There’s plenty of meat to chew on with Kahlen and his place in the world, and while his moral quandaries often have predictable answers, there’s no stone left unturned in exploring his story to its fullest extent.

Like its dogged protagonist, The Promised Land wastes no time in getting down to business. Some quick context given by on-screen text and an arrestingly blunt introduction to Kahlen is enough to get this film off to the races, and the furious pace is kept up long into the third act. It’s epic in scope in a refreshing way, throwing in some pleasant highs and brutal lows with its melodrama that grows and grows as the years pass. A cast of colourful characters muscles in to keep the work going, headed up by Amanda Collin’s world-weary maid Ann Barbara and child actor Melina Hagberg’s sparky outcast Anmai Mus. As circumstance draws its leads together into a close-knit family, the heart of the drama beats hard and fast, shifting the focus away from the great feat of creating civilisation in an uncivilised land and settling on a warm, empathetic tale of care and concession. Although the emotional texture of the film becomes more broad as time goes by, it would be difficult to pick fault with such a strong crowd-pleasing story buried within a film that markets itself on the grit of its landscape and its leading man.

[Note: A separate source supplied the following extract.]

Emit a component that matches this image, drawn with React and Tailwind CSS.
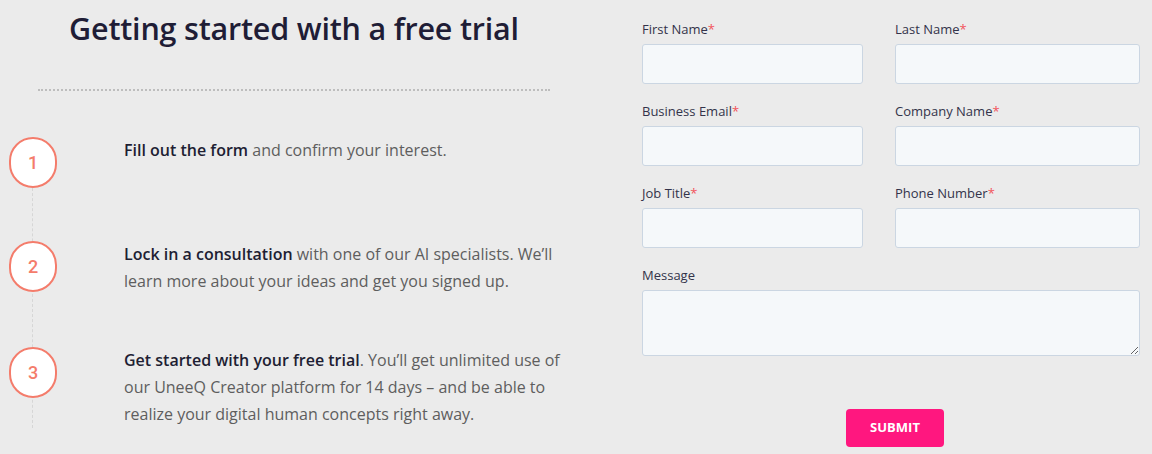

The Promised Land is only the film’s English-language title, however, and in its native Denmark, it boldly announces itself as BASTARDEN (The Bastard). It’s entirely possible that non-Danish audiences will be keyed into the film through its vision of a people finding their place in the world, rather than the original title which refers quite bluntly to Kahlen himself. Despite literally being born out of wedlock and cast aside by the world, Mikkelsen’s Kahlen exudes a pent-up bitterness that defines ‘bastard’ in a far more offensive way. A bastard, then, in every sense of the word, he’s a compelling one at that, gradually having his edges sanded off as the winds crack off his razor-sharp cheekbones and the seasons pass. Yet perhaps more interestingly, it’s possible that BASTARDEN relates to the heath itself, an immense stretch of land that is owned by no one legitimately that is also a real bastard to cultivate. There’s plenty of meat to chew on with Kahlen and his place in the world, and while his moral quandaries often have predictable answers, there’s no stone left unturned in exploring his story to its fullest extent.

Where the terrain gets rocky is in the third act. As tensions rise and blood is spilled, de Schinkel’s villainy is presented in borderline cartoonish acts of sadism, epitomised by his almost-Nietzschean belief that the entire world is chaos. There’s nothing especially wrong with the tone being stretched like this, but when the film starts with such a confidently murky morality at its centre, its eventual commitment to good vs. evil feels a little disappointing. Still, The Promised Land remains as solid a period tale as any territory can offer, and marks a return to fine form from Arcel, a filmmaker with robust vision and impressive scope who is obviously keen to make his own mark in Danish cinema.